'''

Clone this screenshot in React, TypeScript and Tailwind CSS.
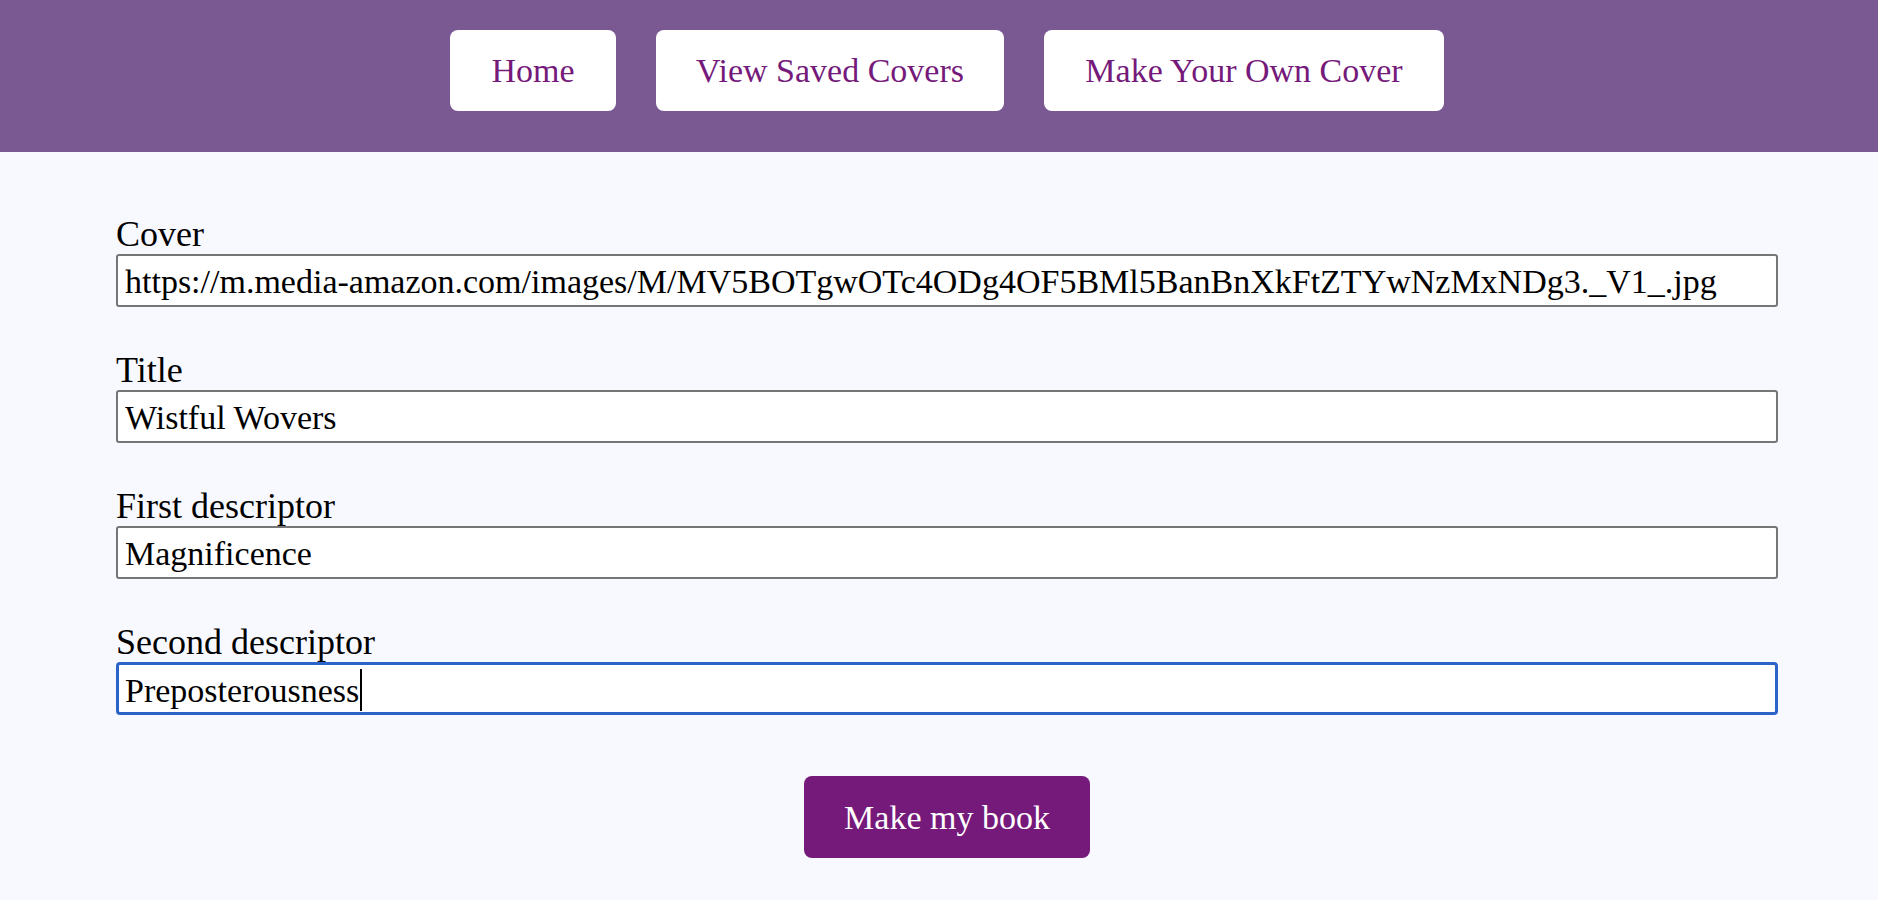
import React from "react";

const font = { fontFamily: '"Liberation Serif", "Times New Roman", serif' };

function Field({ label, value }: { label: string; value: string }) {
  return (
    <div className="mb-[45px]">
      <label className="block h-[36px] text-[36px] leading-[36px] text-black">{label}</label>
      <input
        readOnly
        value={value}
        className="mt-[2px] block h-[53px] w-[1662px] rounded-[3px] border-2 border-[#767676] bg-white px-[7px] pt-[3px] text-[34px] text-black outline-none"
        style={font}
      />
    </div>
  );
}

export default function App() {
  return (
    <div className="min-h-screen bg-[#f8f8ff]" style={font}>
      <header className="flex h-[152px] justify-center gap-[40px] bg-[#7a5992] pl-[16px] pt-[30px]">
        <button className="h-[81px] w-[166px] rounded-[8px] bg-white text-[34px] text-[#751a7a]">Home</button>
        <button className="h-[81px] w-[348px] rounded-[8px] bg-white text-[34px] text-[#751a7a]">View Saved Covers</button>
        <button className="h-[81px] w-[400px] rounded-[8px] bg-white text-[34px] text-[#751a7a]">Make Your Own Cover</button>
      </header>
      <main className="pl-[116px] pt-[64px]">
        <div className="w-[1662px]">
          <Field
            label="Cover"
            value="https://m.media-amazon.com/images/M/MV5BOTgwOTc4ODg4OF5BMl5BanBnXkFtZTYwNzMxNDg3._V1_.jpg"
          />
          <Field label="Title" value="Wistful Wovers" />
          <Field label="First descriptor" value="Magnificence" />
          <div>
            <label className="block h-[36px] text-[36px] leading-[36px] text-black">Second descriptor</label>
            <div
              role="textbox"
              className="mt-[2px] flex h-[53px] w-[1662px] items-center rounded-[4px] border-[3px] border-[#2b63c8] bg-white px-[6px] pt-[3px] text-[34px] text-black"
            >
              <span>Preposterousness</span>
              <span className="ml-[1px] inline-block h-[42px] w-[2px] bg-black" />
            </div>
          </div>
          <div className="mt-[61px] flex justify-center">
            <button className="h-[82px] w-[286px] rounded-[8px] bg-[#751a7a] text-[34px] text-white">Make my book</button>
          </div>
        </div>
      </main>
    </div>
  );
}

'''

What is needed:
Search the listing for the word "React" and return each line that holds it.

Written reply:
Clone this screenshot in React, TypeScript and Tailwind CSS.
import React from "react";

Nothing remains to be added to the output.